A perhaps apocryphal story from the game: A Cumberland player was sitting on the Tech bench late in the game. Heisman noticed him and told him he needed to return to the Cumberland side. The young man responded, “No, sir, Mr. Heisman, this is the right bench. If I go over there, they’ll put me back in the game!”

The story goes that Heisman had mercy on the player and gave him a blanket to hide under for the rest of the game.

Jackets’ star vs. Cumberland

The best player on Tech’s team was one of its greatest of all-time. Halfback Everett Strupper led the Jackets in the game with six touchdowns. In 1917, Strupper was named an All-American, only the second player from the Southeast to earn that distinction. It represented growing recognition from the game’s power brokers of the ability of teams and players outside the Northeast. Strupper was posthumously inducted in the College Football Hall of Fame in 1972.

Strupper had another unrelated contribution to the game. In 1930, as a writer for the Atlanta Journal, he covered an Alabama-Ole Miss game and made reference to the Tide team as “elephants.” Strupper and other writers began to refer to Alabama linemen as “Red Elephants,” the source of the school’s adoption of that animal as its mascot.

Talented roster

The 1916 team had two more College Football Hall of Famers on the roster, not including Heisman. End Bill Fincher was a freshman backup and halfback Joe Guyon sat out the year as a transfer. Guyon is also in the Pro Football Hall of Fame, the only Tech player in both halls, although Calvin Johnson’s day likely is coming.

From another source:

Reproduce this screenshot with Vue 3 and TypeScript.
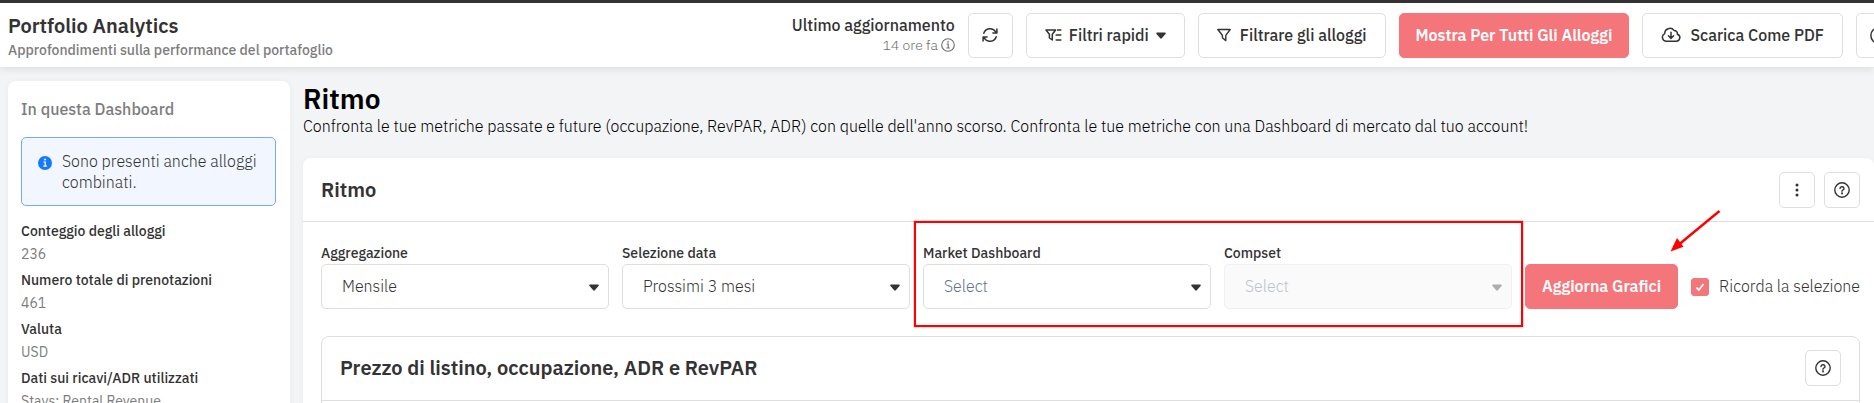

Guyon and Strupper were part of one of the greatest backfields of all-time, along with quarterback Albert Hill and fullback Judy Harlan. In 1917, the year after the Cumberland game, they were the driving force behind Tech’s undefeated season, which gave the Jackets the claim on their first national championship.

Fincher, who had a glass or porcelain eye, was said to surreptitiously remove the prosthetic after the first few plays of a game and then show his face to an opposing lineman and growl, “So that’s the way you wanna play, huh?”